The four school buildings opened for classes in December. Soon after, the freezer coils for the HVAC system froze and caused damage. The school district filed claims against the architect who, in turn, filed claims against the engineer. The school district and the OSFC apparently alleged that “in contrast to an Ohio School Design Manual requirement for the inclusion of a variable flow cooling system in the HVAC systems, [the architect] designed systems, in part, for constant flow piping.” The engineer responded by filing claims against the school district, the OSFC, and the contractor that installed the HVAC system.

The engineer claimed that the school district, the OSFC, and the contractor were jointly responsible for the damages and were liable to the engineer for contribution under the Ohio Revised Code sections 2307.22 through 2307.25.

The trial court ruled that the engineer’s claims against the district, the OSFC, and the contractor for contribution were barred by the economic loss doctrine and that there were no claims in the engineer’s complaint that would support a claim for indemnity.

The Ohio Supreme Court, in Corporex Dev. & Constr. Mgt., Inc. v. Shook, Inc., 106 Ohio St. 3d 412, previously held that the economic loss doctrine prevents recovery in tort for purely economic damages. For one to recovery for purely economic damages, there needs to be privity of contract. Where there is no privity of contract, or a sufficient nexus to take the place of privity of contract, there can be no recovery for purely economic loss where a party sues another in tort.

In Floor Craft Floor Covering, Inc. v. Parma Community Gen.
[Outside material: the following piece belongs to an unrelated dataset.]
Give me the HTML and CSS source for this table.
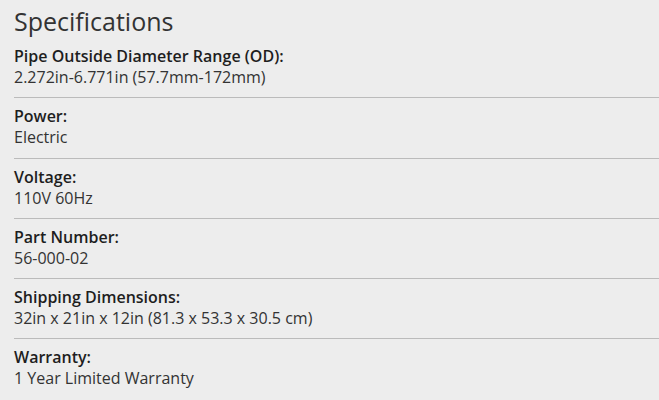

Hosp. Assn. (1990), 54 Ohio St. 3d 1, the Ohio Supreme Court previously held that the economic loss doctrine is based on the general principle that where there is no privity of contract, there is no duty to exercise reasonable care to avoid “intangible economic loss or losses to others that do not arise from tangible physical harm to persons and tangible things.”

The appellate court, however, indicated that the statutory code section for contribution referred to by the engineer applies when the party claiming contribution is a joint tortfeasor stating a claim against another joint tortfeasor. The court then indicated that the engineer had not been found liable for a tort, and none of the other parties have claimed that the engineer is responsible in tort. In fact, the claim against the engineer was one in contract brought by the architect. The court dismissed the engineer’s claim.

The engineer also claimed there was an implied contract of indemnity between it and the district, the OSFC, and the contractor that installed the equipment. The argument offered by the engineer was based on a theory that the engineer was secondarily liable for the damage, and the school district, the OSFC, and the contractor were primarily liable. The idea being that the engineer, being secondarily liable, should be able to recoup its losses from those primarily liable for the damages.

The court indicated that this argument exists where there is a special relationship between parties allegedly responsible for the damage. Courts have found that relationships such as wholesaler/retailer, abutting property owner/municipality, independent contractor/ employer, and master/servant meet this standard.

Here, the engineer’s only relationship was with the architect, and that relationship was as the architect’s subcontractor. There was no relationship between the engineer and the school district, the OSFC, or the contractor. Since the required relationship did not exist, the engineer could not claim that there was an implied contract of indemnity between the engineer and the school district, the OSFC, or the contractor.